--- START ---

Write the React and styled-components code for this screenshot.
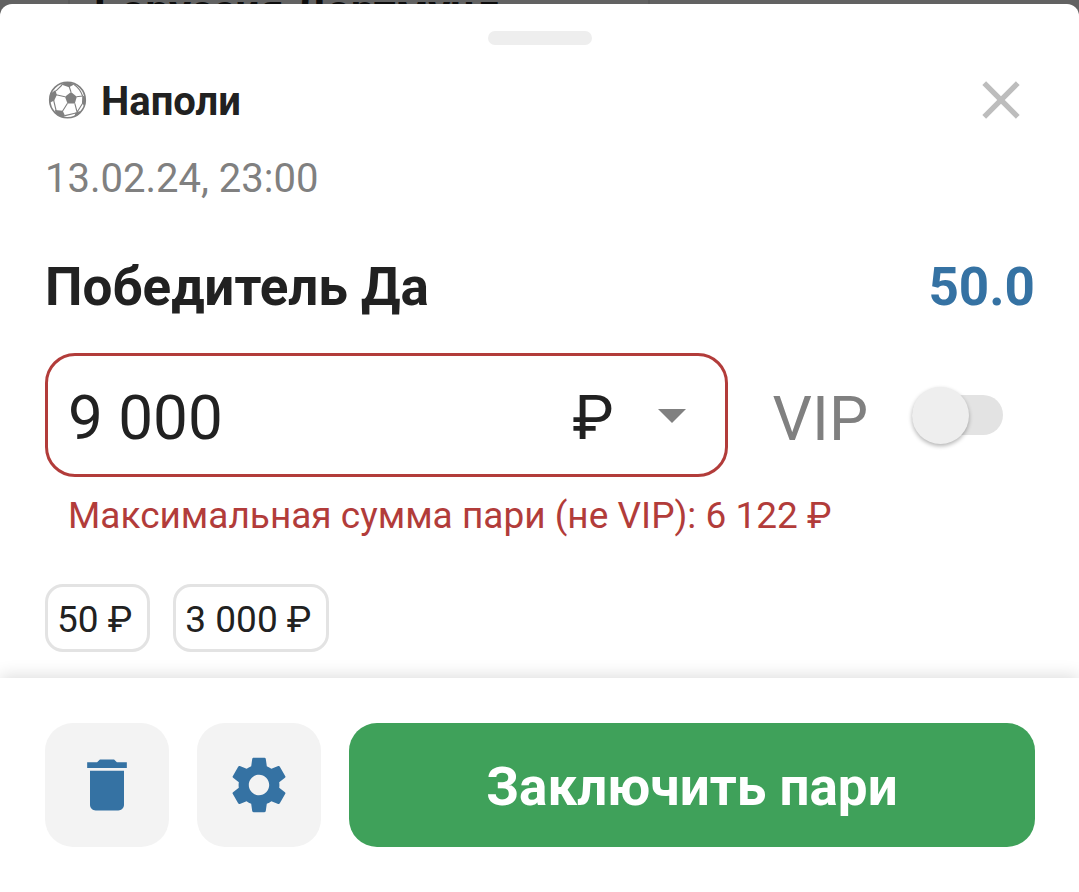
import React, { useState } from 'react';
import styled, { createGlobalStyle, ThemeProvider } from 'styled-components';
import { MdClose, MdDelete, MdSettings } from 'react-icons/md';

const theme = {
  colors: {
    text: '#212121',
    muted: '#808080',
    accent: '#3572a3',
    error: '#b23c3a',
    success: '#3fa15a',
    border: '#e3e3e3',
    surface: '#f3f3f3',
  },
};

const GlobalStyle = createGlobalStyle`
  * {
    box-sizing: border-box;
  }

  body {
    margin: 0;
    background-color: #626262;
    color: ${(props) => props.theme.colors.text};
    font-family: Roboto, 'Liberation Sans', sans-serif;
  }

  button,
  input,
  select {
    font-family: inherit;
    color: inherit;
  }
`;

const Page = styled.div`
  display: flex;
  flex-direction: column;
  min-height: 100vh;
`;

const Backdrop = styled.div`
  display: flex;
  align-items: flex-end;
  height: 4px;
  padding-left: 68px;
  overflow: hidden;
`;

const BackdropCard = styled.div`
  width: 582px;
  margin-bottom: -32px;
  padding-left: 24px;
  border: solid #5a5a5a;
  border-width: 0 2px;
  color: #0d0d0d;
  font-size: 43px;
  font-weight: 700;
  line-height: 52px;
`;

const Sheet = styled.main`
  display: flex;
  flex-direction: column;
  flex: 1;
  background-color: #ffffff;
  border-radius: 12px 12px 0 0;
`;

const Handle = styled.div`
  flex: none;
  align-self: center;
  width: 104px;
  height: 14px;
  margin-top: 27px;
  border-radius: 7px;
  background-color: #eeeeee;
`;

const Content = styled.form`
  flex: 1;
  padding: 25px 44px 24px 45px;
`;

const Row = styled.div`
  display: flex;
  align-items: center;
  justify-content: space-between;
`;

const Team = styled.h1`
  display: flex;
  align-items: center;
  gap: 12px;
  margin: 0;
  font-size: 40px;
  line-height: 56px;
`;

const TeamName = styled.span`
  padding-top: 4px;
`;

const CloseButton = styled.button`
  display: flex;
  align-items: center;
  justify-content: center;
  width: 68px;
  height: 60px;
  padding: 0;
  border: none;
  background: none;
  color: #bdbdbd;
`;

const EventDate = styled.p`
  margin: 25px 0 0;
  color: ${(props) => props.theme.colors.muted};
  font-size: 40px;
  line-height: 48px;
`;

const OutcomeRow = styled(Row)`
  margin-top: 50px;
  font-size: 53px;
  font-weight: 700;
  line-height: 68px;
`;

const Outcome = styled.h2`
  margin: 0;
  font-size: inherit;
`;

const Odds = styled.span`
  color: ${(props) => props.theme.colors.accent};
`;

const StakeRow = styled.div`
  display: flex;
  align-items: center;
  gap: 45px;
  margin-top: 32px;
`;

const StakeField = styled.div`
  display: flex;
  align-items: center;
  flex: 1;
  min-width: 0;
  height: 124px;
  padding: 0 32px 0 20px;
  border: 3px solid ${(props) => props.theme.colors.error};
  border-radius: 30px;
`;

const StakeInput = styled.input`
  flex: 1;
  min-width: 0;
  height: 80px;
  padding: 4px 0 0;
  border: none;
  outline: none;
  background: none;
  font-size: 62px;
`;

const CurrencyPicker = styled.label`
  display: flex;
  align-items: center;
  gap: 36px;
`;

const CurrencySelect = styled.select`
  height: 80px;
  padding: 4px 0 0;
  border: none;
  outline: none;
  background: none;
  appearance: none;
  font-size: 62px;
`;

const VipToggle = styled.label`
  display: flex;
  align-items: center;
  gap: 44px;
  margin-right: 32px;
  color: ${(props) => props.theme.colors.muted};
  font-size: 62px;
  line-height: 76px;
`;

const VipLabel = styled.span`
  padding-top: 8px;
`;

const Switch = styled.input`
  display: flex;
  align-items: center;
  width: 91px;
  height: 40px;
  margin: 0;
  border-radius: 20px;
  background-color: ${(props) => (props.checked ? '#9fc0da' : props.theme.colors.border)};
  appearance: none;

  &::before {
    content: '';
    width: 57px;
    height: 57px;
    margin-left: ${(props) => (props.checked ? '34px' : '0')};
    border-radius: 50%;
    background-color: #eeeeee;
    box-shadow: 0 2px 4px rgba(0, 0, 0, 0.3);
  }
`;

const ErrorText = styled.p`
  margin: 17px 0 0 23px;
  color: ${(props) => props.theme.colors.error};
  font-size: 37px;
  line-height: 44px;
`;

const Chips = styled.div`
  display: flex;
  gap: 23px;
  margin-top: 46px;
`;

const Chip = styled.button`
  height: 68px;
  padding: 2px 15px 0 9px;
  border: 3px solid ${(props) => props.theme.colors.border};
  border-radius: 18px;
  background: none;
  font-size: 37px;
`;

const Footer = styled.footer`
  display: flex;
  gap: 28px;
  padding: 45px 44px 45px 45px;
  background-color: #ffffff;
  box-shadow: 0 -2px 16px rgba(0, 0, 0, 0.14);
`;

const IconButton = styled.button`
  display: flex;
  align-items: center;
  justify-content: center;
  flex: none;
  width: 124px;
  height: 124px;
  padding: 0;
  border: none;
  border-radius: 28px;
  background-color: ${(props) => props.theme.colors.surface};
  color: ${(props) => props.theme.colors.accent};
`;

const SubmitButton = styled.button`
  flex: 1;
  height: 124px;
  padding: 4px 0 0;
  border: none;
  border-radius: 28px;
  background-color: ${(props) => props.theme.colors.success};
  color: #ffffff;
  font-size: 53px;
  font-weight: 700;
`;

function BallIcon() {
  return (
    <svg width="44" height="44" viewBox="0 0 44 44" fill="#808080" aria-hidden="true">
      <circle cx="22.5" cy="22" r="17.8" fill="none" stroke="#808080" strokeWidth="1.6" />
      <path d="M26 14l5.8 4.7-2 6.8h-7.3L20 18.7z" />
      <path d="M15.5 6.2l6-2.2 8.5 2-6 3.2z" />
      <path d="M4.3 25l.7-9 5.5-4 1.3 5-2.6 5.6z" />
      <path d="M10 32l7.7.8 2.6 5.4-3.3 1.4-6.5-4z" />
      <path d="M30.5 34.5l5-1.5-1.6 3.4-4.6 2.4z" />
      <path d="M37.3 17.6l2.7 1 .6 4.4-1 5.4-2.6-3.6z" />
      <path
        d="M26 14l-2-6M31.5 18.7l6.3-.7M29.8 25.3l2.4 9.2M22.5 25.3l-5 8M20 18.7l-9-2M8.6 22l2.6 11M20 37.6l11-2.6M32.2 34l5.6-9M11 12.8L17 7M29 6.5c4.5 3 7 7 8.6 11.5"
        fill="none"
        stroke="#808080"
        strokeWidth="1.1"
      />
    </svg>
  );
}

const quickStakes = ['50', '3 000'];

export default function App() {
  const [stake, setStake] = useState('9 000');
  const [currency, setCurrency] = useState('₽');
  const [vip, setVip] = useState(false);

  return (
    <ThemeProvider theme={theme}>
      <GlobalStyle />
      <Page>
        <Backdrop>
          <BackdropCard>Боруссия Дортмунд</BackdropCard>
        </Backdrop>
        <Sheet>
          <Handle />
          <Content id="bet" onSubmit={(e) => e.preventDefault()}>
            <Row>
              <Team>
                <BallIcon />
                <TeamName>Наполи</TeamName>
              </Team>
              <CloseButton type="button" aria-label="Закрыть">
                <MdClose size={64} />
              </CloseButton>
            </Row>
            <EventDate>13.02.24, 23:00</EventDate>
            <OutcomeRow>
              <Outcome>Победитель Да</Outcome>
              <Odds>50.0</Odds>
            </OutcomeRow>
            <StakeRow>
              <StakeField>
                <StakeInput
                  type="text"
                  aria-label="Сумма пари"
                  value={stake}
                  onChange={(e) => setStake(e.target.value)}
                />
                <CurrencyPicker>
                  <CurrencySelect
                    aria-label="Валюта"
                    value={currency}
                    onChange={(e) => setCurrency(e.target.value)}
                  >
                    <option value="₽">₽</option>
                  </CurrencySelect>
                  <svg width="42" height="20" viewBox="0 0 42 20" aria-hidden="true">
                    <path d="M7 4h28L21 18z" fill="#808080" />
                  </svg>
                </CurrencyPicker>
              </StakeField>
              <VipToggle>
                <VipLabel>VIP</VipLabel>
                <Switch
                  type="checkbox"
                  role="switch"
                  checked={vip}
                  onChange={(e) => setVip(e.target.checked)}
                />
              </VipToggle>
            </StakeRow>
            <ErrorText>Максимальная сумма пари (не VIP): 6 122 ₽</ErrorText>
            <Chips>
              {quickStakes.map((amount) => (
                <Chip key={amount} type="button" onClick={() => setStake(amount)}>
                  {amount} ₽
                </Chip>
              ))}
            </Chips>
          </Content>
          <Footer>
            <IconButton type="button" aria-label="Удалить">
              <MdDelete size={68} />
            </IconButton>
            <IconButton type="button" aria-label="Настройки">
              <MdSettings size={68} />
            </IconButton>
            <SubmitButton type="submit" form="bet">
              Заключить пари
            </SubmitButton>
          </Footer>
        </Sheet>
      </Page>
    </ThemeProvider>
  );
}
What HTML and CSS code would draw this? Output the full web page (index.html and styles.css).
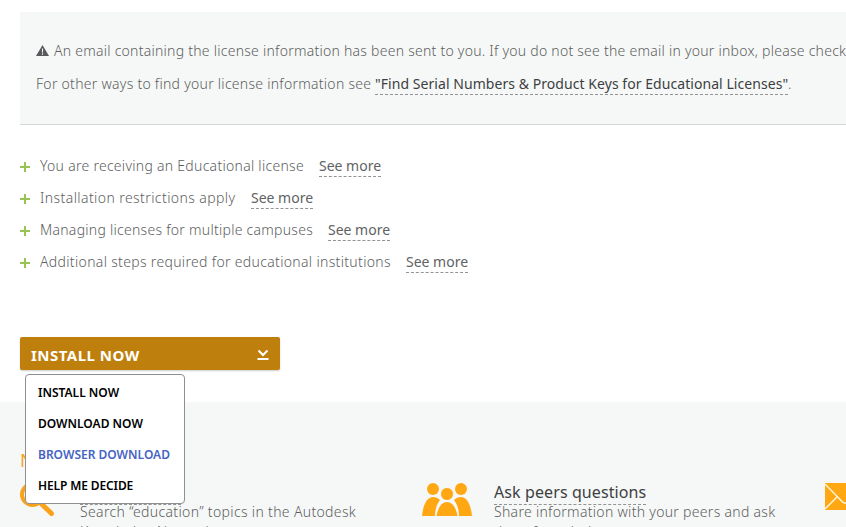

--- END ---

What needs to be done:
Using the listing above, pull out all lines that hold the word "code".

Final result:
Write the React and styled-components code for this screenshot.
What HTML and CSS code would draw this? Output the full web page (index.html and styles.css).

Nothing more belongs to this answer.